No ano passado, coordenadores do Fundamental 2 resolveram introduzir o tema, de maneira interdisciplinar, como sugere a BNCC. “A gente queria desenvolver essa habilidade de administrar a vida financeira do aluno dentro da inteligência emocional”, diz a professora Patrícia Prado, responsável por Prevenção e Cidadania.

No Colégio Stance Dual, a educação financeira virou tema das aulas de Geografia. O eixo temático é a globalização da economia, mas a partir disso os alunos estudam microeconomia, a entrada da mulher no mercado de trabalho e finanças da família. Em uma das aulas, os estudantes testam um ambiente de realidade virtual que simula compras em um supermercado, para avaliar hábitos de consumo. “Um trabalho como esse não deve acompanhar apenas uma única disciplina, mas transitar por várias e ter um aprofundamento com a maturidade (do estudante)”, diz o professor Thiago Pereira.

Rede pública

A implementação da educação financeira nas redes estaduais de ensino deve ocorrer até 2020, com os novos projetos pedagógicos com base na BNCC. Uma das instituições preocupadas com o processo é a Associação de Educação Financeira (AEF-Brasil), que defendeu a inclusão do tema de maneira transversal, e não em disciplinas específicas. Segundo a superintendente da entidade, Cláudia Forte, as secretarias devem inspirar-se nos casos de sucesso. “As temáticas transversais são as grandes molas propulsoras dessa transformação no jeito de ensinar, de aproximar a realidade do aluno.”

Interdisciplinaridade

Escolas já têm experimentado como incluir a educação financeira em aulas que vão além da Matemática. Para educadores ouvidos pela reportagem, a interdisciplinaridade contribui para que os alunos reconheçam o conceito em seu dia a dia.

História – Na área de Humanas, aulas sobre o surgimento da moeda, a função do dinheiro na sociedade e hábitos de consumo em diferentes momentos da civilização, por exemplo, podem servir para introduzir o assunto.

Geografia – O tema pode ser apresentado com explicação de assuntos de atualidades, como a globalização de mercados, fluxo de mercadorias, balanças comerciais, e até novidades como a economia compartilhada.
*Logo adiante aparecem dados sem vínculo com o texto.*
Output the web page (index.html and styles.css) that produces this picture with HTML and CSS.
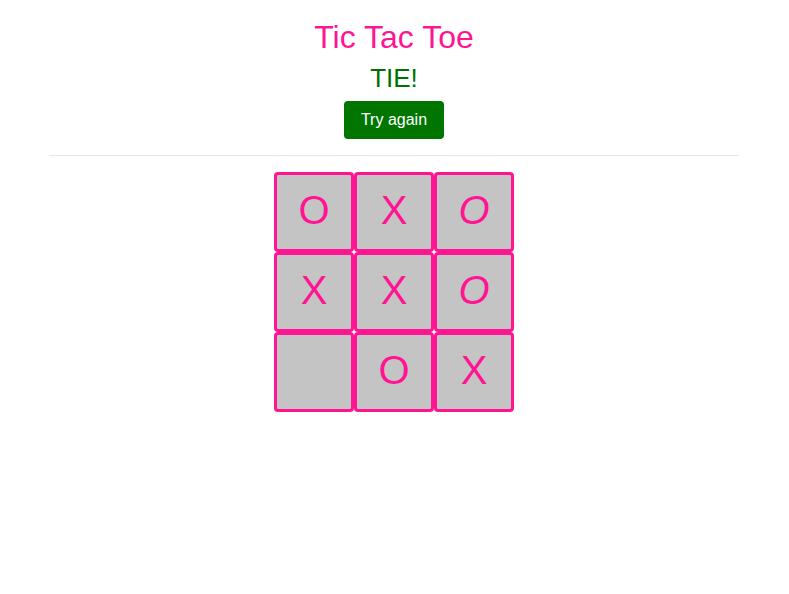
FILE: index.html
```html
<!DOCTYPE html>
<html>
<head>
<meta charset="utf-8">
<title>Tic Tac Toe</title>
<link rel="stylesheet" href="styles.css">
</head>
<body>
<div class="app">
  <h1 class="title">Tic Tac Toe</h1>
  <h2 class="status">TIE!</h2>
  <button class="again">Try again</button>
  <hr class="divider">
  <div class="board">
    <div class="cell">O</div>
    <div class="cell">X</div>
    <div class="cell italic">O</div>
    <div class="cell">X</div>
    <div class="cell">X</div>
    <div class="cell italic">O</div>
    <div class="cell"></div>
    <div class="cell">O</div>
    <div class="cell">X</div>
  </div>
</div>
</body>
</html>
```
FILE: styles.css
```css
html, body {
  margin: 0;
  padding: 0;
  background: #ffffff;
}
body {
  font-family: "Liberation Sans", Arial, sans-serif;
}
.app {
  display: flex;
  flex-direction: column;
  align-items: center;
  padding-right: 1px;
}
.title {
  margin: 19px 0 0;
  font-size: 32px;
  line-height: 36px;
  font-weight: normal;
  color: #ff1493;
}
.status {
  margin: 8px 0 0;
  font-size: 26px;
  line-height: 30px;
  font-weight: normal;
  color: #007000;
}
.again {
  margin-top: 8px;
  width: 100px;
  height: 38px;
  padding: 0;
  border: 0;
  border-radius: 4px;
  background: #007600;
  color: #ffffff;
  font-family: "Liberation Sans", Arial, sans-serif;
  font-size: 16px;
  line-height: 18px;
}
.divider {
  align-self: stretch;
  margin: 16px 49px 0 49px;
  border: 0;
  border-top: 1px solid #e6e6e6;
  height: 0;
}
.board {
  margin-top: 16px;
  display: grid;
  grid-template-columns: repeat(3, 80px);
  grid-template-rows: repeat(3, 80px);
}
.cell {
  box-sizing: border-box;
  border: 3px solid #ff1493;
  border-radius: 4px;
  background: #c4c4c4;
  color: #ff1493;
  font-size: 40px;
  display: flex;
  align-items: center;
  justify-content: center;
  line-height: 1;
  padding-bottom: 4px;
}
.italic {
  font-style: italic;
}
```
Projetos – A BNCC também estimula a criação de projetos extraclasse que sirvam para desenvolver habilidades socioemocionais e reforçar a conexão entre o ensino e a realidade do aluno. Nesses projetos, que não são necessariamente vinculados a nenhuma disciplina, é possível desenvolver atividades como a simulação de compra e venda, feiras de troca e oficinas de empreendedorismo. As informações são do jornal O Estado de S. Paulo.